Algorithmic Puzzles
- First edition
- Author: Anany Levitin, Maria Levitin
- Publisher: Oxford University Press
- Publication date: 2011

= Algorithmic Puzzles =

Algorithmic Puzzles is a book of puzzles based on computational thinking. It was written by computer scientists Anany and Maria Levitin, and published in 2011 by Oxford University Press.

==Topics==
The book begins with a "tutorial" introducing classical algorithm design techniques including backtracking, divide-and-conquer algorithms, and dynamic programming, methods for the analysis of algorithms, and their application in example puzzles. The puzzles themselves are grouped into three sets of 50 puzzles, in increasing order of difficulty. A final two chapters provide brief hints and more detailed solutions to the puzzles, with the solutions forming the majority of pages of the book.
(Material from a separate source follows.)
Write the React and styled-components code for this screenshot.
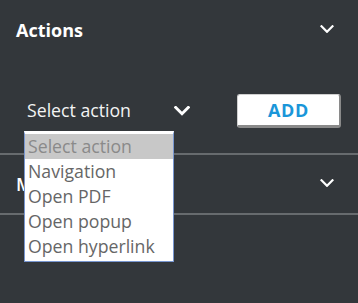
import React, { useState } from "react";
import styled, { createGlobalStyle } from "styled-components";

const GlobalStyle = createGlobalStyle`
	html, body {
		margin: 0;
		padding: 0;
		background: #33373b;
	}
	body {
		font-family: "Open Sans", "Liberation Sans", sans-serif;
	}
`;

const options = ["Select action", "Navigation", "Open PDF", "Open popup", "Open hyperlink"];

function Chevron({ size = 14, weight = 2.2 }) {
	return (
		<svg width={size} height={size * 0.6} viewBox="0 0 14 8.4" fill="none">
			<path
				d="M1.5 1.3 L7 6.8 L12.5 1.3"
				stroke="#fff"
				strokeWidth={weight}
				strokeLinecap="square"
			/>
		</svg>
	);
}

function App() {
	const [selected] = useState(0);

	return (
		<>
			<GlobalStyle />
			<Panel>
				<SectionHeader>
					<Title>Actions</Title>
					<Chevron />
				</SectionHeader>
				<SectionBody>
					<SelectWrap>
						<SelectControl>
							<SelectText>Select action</SelectText>
							<Chevron size={16} weight={2.6} />
						</SelectControl>
						<OptionList>
							{options.map((opt, i) => (
								<Option key={opt} $active={i === selected}>
									{opt}
								</Option>
							))}
						</OptionList>
					</SelectWrap>
					<AddButton>ADD</AddButton>
				</SectionBody>
				<Divider />
				<SectionHeader $short>
					<Title $light>More</Title>
					<Chevron />
				</SectionHeader>
				<Divider />
			</Panel>
		</>
	);
}

export default App;

const Panel = styled.div`
	width: 358px;
	height: 303px;
	background: #33373b;
	display: flex;
	flex-direction: column;
`;

const SectionHeader = styled.div`
	height: ${(p) => (p.$short ? "58px" : "60px")};
	display: flex;
	align-items: center;
	justify-content: space-between;
	padding: 0 24px 0 16px;
	box-sizing: border-box;
	svg {
		margin-top: -2px;
	}
`;

const Title = styled.div`
	color: #fff;
	font-size: 18px;
	font-weight: ${(p) => (p.$light ? 600 : 700)};
`;

const SectionBody = styled.div`
	display: flex;
	align-items: center;
	padding: 34px 0 25px 24px;
`;

const SelectWrap = styled.div`
	position: relative;
	width: 166px;
`;

const SelectControl = styled.div`
	height: 34px;
	display: flex;
	align-items: center;
	justify-content: space-between;
	padding-left: 3px;
	color: #f4f4f4;
	font-size: 17.7px;
`;

const SelectText = styled.span`
	line-height: 1;
`;

const OptionList = styled.div`
	position: absolute;
	top: 37px;
	left: 0;
	width: 150px;
	box-sizing: border-box;
	background: #fff;
	border: 1px solid #7896d0;
	border-top: 3px solid #fff;
	padding-bottom: 2px;
	z-index: 10;
`;

const Option = styled.div`
	height: 25px;
	line-height: 25px;
	padding-left: 3px;
	font-size: 17.7px;
	color: ${(p) => (p.$active ? "#8a8a8a" : "#666")};
	background: ${(p) => (p.$active ? "#c8c8c8" : "transparent")};
	white-space: nowrap;
`;

const AddButton = styled.button`
	margin-left: 47px;
	width: 104px;
	height: 34px;
	box-sizing: border-box;
	background: #fff;
	border: 1px solid #cfcfcf;
	border-right: 2px solid #8a8a8a;
	border-bottom: 3px solid #8a8a8a;
	border-radius: 3px;
	color: #1a96d9;
	font-family: "Open Sans", "Liberation Sans", sans-serif;
	font-weight: 700;
	font-size: 18px;
	letter-spacing: 0.6px;
	padding: 0;
`;

const Divider = styled.div`
	height: 2px;
	background: #676b6e;
`;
Some of the puzzles are well known classics, some are variations of known puzzles making them more algorithmic, and some are new. They include:
- Puzzles involving chessboards, including the eight queens puzzle, knight's tours, and the mutilated chessboard problem
- Balance puzzles
- River crossing puzzles
- The Tower of Hanoi
- Finding the missing element in a data stream
- The geometric median problem for Manhattan distance

==Audience and reception==
The puzzles in the book cover a wide range of difficulty, and in general do not require more than a high school level of mathematical background.
William Gasarch notes that grouping the puzzles only by their difficulty and not by their themes is actually an advantage, as it provides readers with fewer clues about their solutions.

Reviewer Narayanan Narayanan recommends the book to any puzzle aficionado, or to anyone who wants to develop their powers of algorithmic thinking. Reviewer Martin Griffiths suggests another group of readers, schoolteachers and university instructors in search of examples to illustrate the power of algorithmic thinking.
Gasarch recommends the book to any computer scientist, evaluating it as "a delight".